Digitally-minded sports fans will (and already do) seek out similar ways to express their fan identity, largely through product vectors like skins, in-game assets, participation achievements, and “owned footage” (e.g. NBA Topshot). While brands have sampled these digital asset offerings lightly over the past decade, we expect consumer participation to increase substantially as marketing objectives increasingly focus on younger, always-online generations entering the workforce.

This will be complemented by the adoption of blockchain technology and a push towards digital sovereignty that enables consumers to buy, sell, and trade their collectibles. Arguably, the collectibles markets (including sports fan identity markets) are heavily participated in by retail consumers because of speculation and the notion that “this collectible may be worth much more someday.” Before the widespread adoption of blockchain technology, open-market distribution and trade of digital assets were virtually non-existent and entirely limited to walled gardens maintained by mercurial monopolies. It is our view that opening these digital asset collectible markets to a higher degree of personal ownership and free trade will drive substantial volumes in the sports fan identity space, which will lift revenues across esports titles over the coming decade, as well as enable consumers to feel a much stronger sense of ownership and personal connection with the purely digital experiences they interact with.

Infinite Monetization: Adaptive Digital Products

Digital products are infinitely reproducible, infinitely variable, and infinitely deliverable. This is a fundamentally more scalable paradigm than physical goods can address, and it’s a key differentiating market factor for the inevitable long-term success of esports, even when compared to traditional sports.

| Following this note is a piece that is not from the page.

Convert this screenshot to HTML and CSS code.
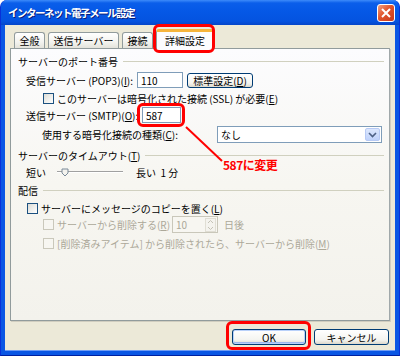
FILE: index.html
```html
<!doctype html>
<html>
    <head>
        <meta charset=utf-8>
        <title>インターネット電子メール設定</title>
        <link rel="stylesheet" href="styles.css">
    </head>
    <body>
        <div class="window">
            <div class="titlebar">
                <span class="title">インターネット電子メール設定</span>
                <span class="close">
                    <svg width="10" height="10" viewBox="0 0 10 10"><path d="M1 1L9 9M9 1L1 9" stroke="#fff" stroke-width="2"/></svg>
                </span>
            </div>

            <div class="client">
                <div class="tabs">
                    <span class="tab t-general">全般</span>
                    <span class="tab t-send">送信サーバー</span>
                    <span class="tab t-conn">接続</span>
                    <span class="tab t-adv active mark">詳細設定</span>
                </div>

                <div class="panel">
                    <div class="group g-port"><span>サーバーのポート番号</span></div>

                    <div class="row r-pop">
                        <label class="lbl l-pop">受信サーバー (POP3)(<u>I</u>):</label>
                        <span class="field f-pop">110</span>
                        <span class="btn b-std">標準設定(<u>D</u>)</span>
                    </div>

                    <div class="row r-ssl">
                        <span class="cb"></span>
                        <label>このサーバーは暗号化された接続 (SSL) が必要(<u>E</u>)</label>
                    </div>

                    <div class="row r-smtp">
                        <label class="lbl l-smtp">送信サーバー (SMTP)(<u>O</u>):</label>
                        <span class="field f-smtp mark">587</span>
                    </div>

                    <div class="row r-enc">
                        <label class="lbl l-enc">使用する暗号化接続の種類(<u>C</u>):</label>
                        <span class="select">
                            <span>なし</span>
                            <span class="drop">
                                <svg width="9" height="6" viewBox="0 0 9 6"><path d="M1 1L4.5 4.5L8 1" fill="none" stroke="#4D6185" stroke-width="1.6"/></svg>
                            </span>
                        </span>
                    </div>

                    <div class="group g-time"><span>サーバーのタイムアウト(<u>T</u>)</span></div>

                    <div class="row r-slider">
                        <span class="short">短い</span>
                        <svg class="slider" width="66" height="10" viewBox="0 0 66 10">
                            <line x1="0" y1="4.5" x2="66" y2="4.5" stroke="#A0A0A0"/>
                            <line x1="0" y1="5.5" x2="66" y2="5.5" stroke="#FFFFFF"/>
                            <path d="M5 2H11V6L8 9L5 6Z" fill="#F4F3EE" stroke="#7A8A99"/>
                        </svg>
                        <span class="long">長い&nbsp; 1 分</span>
                    </div>

                    <div class="group g-deliv"><span>配信</span></div>

                    <div class="row r-copy">
                        <span class="cb"></span>
                        <label>サーバーにメッセージのコピーを置く(<u>L</u>)</label>
                    </div>

                    <div class="row r-del disabled">
                        <span class="cb"></span>
                        <label class="l-del">サーバーから削除する(<u>R</u>)</label>
                        <span class="spin">
                            <span>10</span>
                            <span class="arrows">
                                <svg width="9" height="14" viewBox="0 0 9 14"><path d="M2 5L4.5 2.5L7 5M2 9L4.5 11.5L7 9" fill="none" stroke="#C4C2B6"/></svg>
                            </span>
                        </span>
                        <span class="days">日後</span>
                    </div>

                    <div class="row r-trash disabled">
                        <span class="cb"></span>
                        <label>[削除済みアイテム] から削除されたら、サーバーから削除(<u>M</u>)</label>
                    </div>
                </div>

                <div class="buttons">
                    <span class="btn b-ok mark">OK</span>
                    <span class="btn b-cancel">キャンセル</span>
                </div>
            </div>

            <svg class="pointer" width="400" height="356" viewBox="0 0 400 356">
                <line x1="185" y1="127" x2="221" y2="161" stroke="#FF0000" stroke-width="2"/>
            </svg>
            <span class="note">587に変更</span>
        </div>
    </body>
</html>
```

FILE: styles.css
```css
* {
    box-sizing: border-box;
}

body {
    margin: 0;
    font-family: "Noto Sans CJK JP", "Noto Sans", sans-serif;
    font-size: 10px;
    color: #000;
    background: #fff;
}

u {
    text-decoration: underline;
}

.window {
    position: relative;
    width: 400px;
    height: 356px;
    display: flex;
    flex-direction: column;
    padding: 0 4px 4px;
    background: #0A56E4;
    border-left: 1px solid #0831D9;
    border-right: 1px solid #0831D9;
    border-bottom: 1px solid #0020A0;
    border-radius: 7px 7px 0 0;
    overflow: hidden;
}

.titlebar {
    height: 25px;
    display: flex;
    align-items: center;
    justify-content: space-between;
    margin: 0 -4px;
    padding: 0 4px 0 7px;
    background: linear-gradient(#3D8BFA, #0A5EEA 12%, #0558E6 45%, #0453E0 85%, #0546C8);
}

.title {
    color: #fff;
    font-weight: bold;
    font-size: 10.5px;
    letter-spacing: -1.5px;
    text-shadow: 1px 1px 0 #0A1E7A;
}

.close {
    width: 18px;
    height: 18px;
    display: flex;
    align-items: center;
    justify-content: center;
    margin-top: 1px;
    border: 1px solid #fff;
    border-radius: 3px;
    background: linear-gradient(135deg, #F0A080, #E0542C 45%, #C8381A);
}

.client {
    flex: 1;
    display: flex;
    flex-direction: column;
    padding: 0 5px 0 5px;
    background: #ECE9D8;
    border-bottom: 1px solid #6F9CF5;
}

/* tabs */
.tabs {
    height: 23px;
    display: flex;
    align-items: flex-end;
    padding-left: 4px;
}

.tab {
    height: 16px;
    margin-right: 3px;
    display: flex;
    align-items: center;
    justify-content: center;
    border: 1px solid #919B9C;
    border-bottom: none;
    border-radius: 3px 3px 0 0;
    background: linear-gradient(#FFFFFF, #F3F3EF 60%, #E4E3DB);
}

.t-general { width: 31px; }
.t-send { width: 71px; }
.t-conn { width: 31px; }

.tab.active {
    width: 58px;
    height: 20px;
    margin-bottom: -1px;
    margin-left: 0;
    position: relative;
    z-index: 1;
    border-top: 3px solid #F7B53C;
    background: #FCFCFE;
}

.panel {
    height: 273px;
    border: 1px solid #919B9C;
    border-right-color: #A0A8AA;
    background: linear-gradient(#FCFCFE, #F7F6F1 50%, #F3F2EC);
    box-shadow: 1px 1px 0 #D0CDBF;
}

/* red marks */
.mark {
    position: relative;
}

.mark::after {
    content: "";
    position: absolute;
    border: 3px solid #FF0000;
    border-radius: 6px;
}

.tab.mark::after {
    top: -8px;
    right: -2px;
    bottom: -4px;
    left: -4px;
}

.f-smtp.mark::after {
    top: -5px;
    right: -5px;
    bottom: -5px;
    left: -6px;
}

.b-ok.mark::after {
    top: -9px;
    right: -6px;
    bottom: -6px;
    left: -7px;
}

/* rows */
.group {
    height: 14px;
    display: flex;
    align-items: center;
    padding: 0 5px 0 7px;
}

.group::after {
    content: "";
    flex: 1;
    margin-left: 5px;
    border-top: 1px solid #D0D0BF;
}

.row {
    display: flex;
    align-items: center;
}

.g-port { margin-top: 5px; }

.r-pop {
    height: 16px;
    margin-top: 4px;
    padding-left: 15px;
}

.lbl {
    flex-shrink: 0;
    white-space: nowrap;
}

.l-pop { width: 111px; }
.l-smtp { width: 116px; }
.l-enc { width: 175px; }

.field {
    height: 16px;
    display: flex;
    align-items: center;
    padding-left: 3px;
    border: 1px solid #7F9DB9;
    background: #fff;
}

.f-pop { width: 46px; }
.f-smtp { width: 39px; }

.btn {
    display: flex;
    align-items: center;
    justify-content: center;
    border: 1px solid #003C74;
    border-radius: 3px;
    background: linear-gradient(#FFFFFF, #F4F4F0 70%, #DCD8CC);
}

.b-std {
    width: 66px;
    height: 15px;
    margin-left: 4px;
}

.r-ssl {
    height: 14px;
    margin-top: 3px;
    padding-left: 32px;
}

.cb {
    width: 11px;
    height: 11px;
    margin-right: 3px;
    border: 1px solid #1C5180;
    background: linear-gradient(135deg, #DCDCD6, #FFFFFF);
}

.r-smtp {
    height: 16px;
    margin-top: 2px;
    padding-left: 15px;
}

.r-enc {
    height: 17px;
    margin-top: 3px;
    padding-left: 31px;
}

.select {
    width: 165px;
    height: 17px;
    display: flex;
    align-items: center;
    justify-content: space-between;
    padding: 0 1px 0 3px;
    border: 1px solid #7F9DB9;
    background: #fff;
}

.drop {
    width: 15px;
    height: 13px;
    display: flex;
    align-items: center;
    justify-content: center;
    border: 1px solid #B7CAF5;
    border-radius: 2px;
    background: linear-gradient(#DCE7FD, #BFD2FB);
}

.g-time { margin-top: 5px; }

.r-slider {
    height: 14px;
    margin-top: 3px;
    padding-left: 15px;
}

.short { width: 31px; }

.slider {
    margin-right: 13px;
}

.g-deliv { margin-top: 4px; }

.r-copy {
    height: 14px;
    margin-top: 4px;
    padding-left: 16px;
}

.disabled {
    color: #ACA899;
}

.disabled .cb {
    border-color: #CAC8BB;
    background: #F7F6F1;
}

.r-del {
    height: 17px;
    margin-top: 1px;
    padding-left: 32px;
}

.l-del { width: 115px; }

.spin {
    width: 46px;
    height: 17px;
    display: flex;
    align-items: center;
    justify-content: space-between;
    padding: 0 1px 0 3px;
    border: 1px solid #C9C7BA;
    background: #F7F6F1;
}

.arrows {
    width: 11px;
    height: 14px;
    display: flex;
    align-items: center;
    justify-content: center;
    border: 1px solid #E0DED4;
    background: #F4F3EE;
}

.days { margin-left: 6px; }

.r-trash {
    height: 14px;
    margin-top: 3px;
    padding-left: 32px;
}

/* dialog buttons */
.buttons {
    display: flex;
    justify-content: flex-end;
    gap: 8px;
    padding: 8px 1px 0 0;
}

.b-ok,
.b-cancel {
    height: 16px;
}

.b-ok {
    width: 74px;
    box-shadow: inset 0 0 0 1px #B9D1FA, inset 0 -1px 0 1px #9CB6EE;
}

.b-cancel { width: 75px; }

/* annotation */
.pointer {
    position: absolute;
    top: 0;
    left: 0;
    pointer-events: none;
}

.note {
    position: absolute;
    left: 222px;
    top: 156px;
    color: #FF0000;
    font-weight: bold;
    font-size: 12px;
    letter-spacing: -0.5px;
}
```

A complex analogy here for high school algebra fans is to consider the monetization opportunity of discretely produced & priced physical products as a “Riemann sum of monetization,” with coarsely carved buckets that capture the “area under the curve” of consumer interest. You create a baseball cap, you have a set cost of goods sold, and you have a target price to charge a consumer. It’s discretized, and you incur additional costs associated with creating the machinery and supply lines for each new product bucket.

On the other hand, digital products are notably infinite in the number of “product buckets” that can be conceived and priced. This provides adaptive monetization opportunities for brands, where consumer interest profiles can be predicted & met with exactly the right digital product at the point of sale. This presents a better capture of the monetization upside from consumer interest & dedication to brands because the coarse “Riemann sum” previously capturing the opportunity under the curve of consumer interest can instead be replaced with a much cleaner “integration under the curve” thanks to the infinitely adaptive nature of digital products.

For the consumer that is left to pick through the dizzying array of products advertisers wish to sell to them, the ability to establish provenance, market pricing, liquidity and scarcity will likely embolden them to allocate more of their discretionary income to the space.

The net is that as the world becomes more and more “online,” digital margins will continue their (already impressive) march towards higher margin capture as products are designed at the point of sale with exact consumer profiles in mind, similar to how advertising has evolved over the past two decades. Esports, sitting at the nexus of culture and advertising, will see substantial upside from these new rapid monetization opportunities.

Direct-to-Consumer Competitive Microfinancing

Football is the world’s most popular sport because of its simplicity. All you need is a semi-soft ball, a few sticks for goalposts, and a few friends to put a game together. Esports does not have the same luxury, as even low-level “esports” games require some capital outlay to purchase an operative computer or phone to play, a requirement that a decent portion of the world still cannot meet.

However, esports makes up for this near-term distribution shortfall by enabling instantaneous competition at a global scale and allowing advertisers and producers to reach demographics that would ordinarily be much more out of reach. This global sponsorship can easily reach very granular local levels, and the result is a plethora of tournaments and organic influencer opportunities for brands to deploy marketing capital faster than they otherwise could with traditional sports.

With the advent of blockchain, we’ve seen some early validation of direct-to-consumer distribution models for games and brands that rely on paying individuals to engage. These early experiments around “play to earn,” while unsuccessful in the short term due to extremely ill-conceived economics, highlighted the ease with which users could be incentivized globally to perform some set of actions for some arbitrary digital value. Blockchain rails erode some of the titanic grip payment processors have over global margins and may give just enough space and distribution breadth to permit new microfinancing opportunities for advertisers and esports brands looking to reach consumers directly and pay for that exposure with fewer middlemen.

A Question of Not “If,” But “When”

Esports will edge out traditional sports over the next few decades, primarily on the back of increasing corporate drive towards advertising efficiency, the ability of digital products to adapt and meet consumers at their preference point, and a disintermediation of existing mandatory online middlemen all underpinning a larger trend of greater esports adoption from both consumers and corporates. It is a net positive engagement as both the consumer and the corporate stand to gain from the measurable authenticable engagement. We believe that this is not a question of “if” esports becomes one of the dominant global industries (in the same vein as traditional sports media) but “when.” Our investments in the technologies and brands underpinning that colossal global transition highlight our conviction in an ever-growing digital future and paints a picture of a more interconnected and competitive world.